Question: Why should prostate cancer patients exercise?
Many prostate cancer patients receive therapies and procedures that have a negative effect on our physical capabilities to complete our normal activities of daily living as usual. Some common side effects of this type of treatment are: fatigue, loss of muscle mass, increased body fat percentage and perceived decline of function of daily activities. A proven way to fight against these unwanted side effects of necessary treatments is through exercise.
In one study published in the Journal of Clinical Oncology 155 men were randomly assigned to either a control group (no exercise intervention) or a 12-week exercise program including resistance training three days per week. The group who participated in exercise reported less frequency and less severity of fatigue from normal activities of daily living. The exercise group also demonstrated increases in upper body and lower body muscular strength and endurance.
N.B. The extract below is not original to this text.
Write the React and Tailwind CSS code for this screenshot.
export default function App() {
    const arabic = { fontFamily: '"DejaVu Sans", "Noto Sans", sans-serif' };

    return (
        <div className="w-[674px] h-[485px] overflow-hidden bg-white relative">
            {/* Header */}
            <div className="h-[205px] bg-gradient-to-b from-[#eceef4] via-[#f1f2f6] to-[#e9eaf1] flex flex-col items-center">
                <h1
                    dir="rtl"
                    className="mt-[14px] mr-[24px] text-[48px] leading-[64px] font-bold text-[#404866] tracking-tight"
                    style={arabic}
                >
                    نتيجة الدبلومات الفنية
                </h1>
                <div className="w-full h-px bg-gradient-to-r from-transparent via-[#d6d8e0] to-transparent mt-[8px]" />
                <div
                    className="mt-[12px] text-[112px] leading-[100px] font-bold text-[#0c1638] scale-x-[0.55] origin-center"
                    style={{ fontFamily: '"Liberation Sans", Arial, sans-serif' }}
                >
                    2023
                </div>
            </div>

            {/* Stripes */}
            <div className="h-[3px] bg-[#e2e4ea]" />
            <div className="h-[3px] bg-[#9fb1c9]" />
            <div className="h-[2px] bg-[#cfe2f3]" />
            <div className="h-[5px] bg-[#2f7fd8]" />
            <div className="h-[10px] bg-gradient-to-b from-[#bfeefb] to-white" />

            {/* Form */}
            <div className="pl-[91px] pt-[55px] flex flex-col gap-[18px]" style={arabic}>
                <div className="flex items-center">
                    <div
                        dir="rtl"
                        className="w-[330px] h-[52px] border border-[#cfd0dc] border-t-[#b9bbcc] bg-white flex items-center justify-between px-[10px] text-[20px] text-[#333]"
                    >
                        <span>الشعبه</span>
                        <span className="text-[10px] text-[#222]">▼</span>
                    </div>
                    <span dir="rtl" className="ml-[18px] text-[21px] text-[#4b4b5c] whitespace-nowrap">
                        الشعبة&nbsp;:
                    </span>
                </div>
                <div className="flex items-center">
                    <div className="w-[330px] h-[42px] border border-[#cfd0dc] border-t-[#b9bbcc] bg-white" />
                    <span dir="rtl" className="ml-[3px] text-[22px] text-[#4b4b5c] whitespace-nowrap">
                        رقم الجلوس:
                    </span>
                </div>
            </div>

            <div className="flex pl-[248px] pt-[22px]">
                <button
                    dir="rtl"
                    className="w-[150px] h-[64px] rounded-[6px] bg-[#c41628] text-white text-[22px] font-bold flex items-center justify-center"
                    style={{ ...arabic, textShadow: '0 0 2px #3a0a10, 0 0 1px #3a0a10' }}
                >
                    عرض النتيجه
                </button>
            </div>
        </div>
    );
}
For those that receive androgen deprivation therapy some potential side effects to consider are the potential effects of decreased muscle and bone development. Androgens are a group of hormones in our body that have a direct role in muscle and bone development. With the absence or reduction of these hormones we need external measures, like exercise to help combat these effects. Resistance exercise has been widely reported as having beneficial effects on increasing muscle mass, muscle strength and muscle endurance. It is also known to have positive effects on maintaining bone and connective tissue health which may help reduce your risk of injuries while exercising and in everyday life.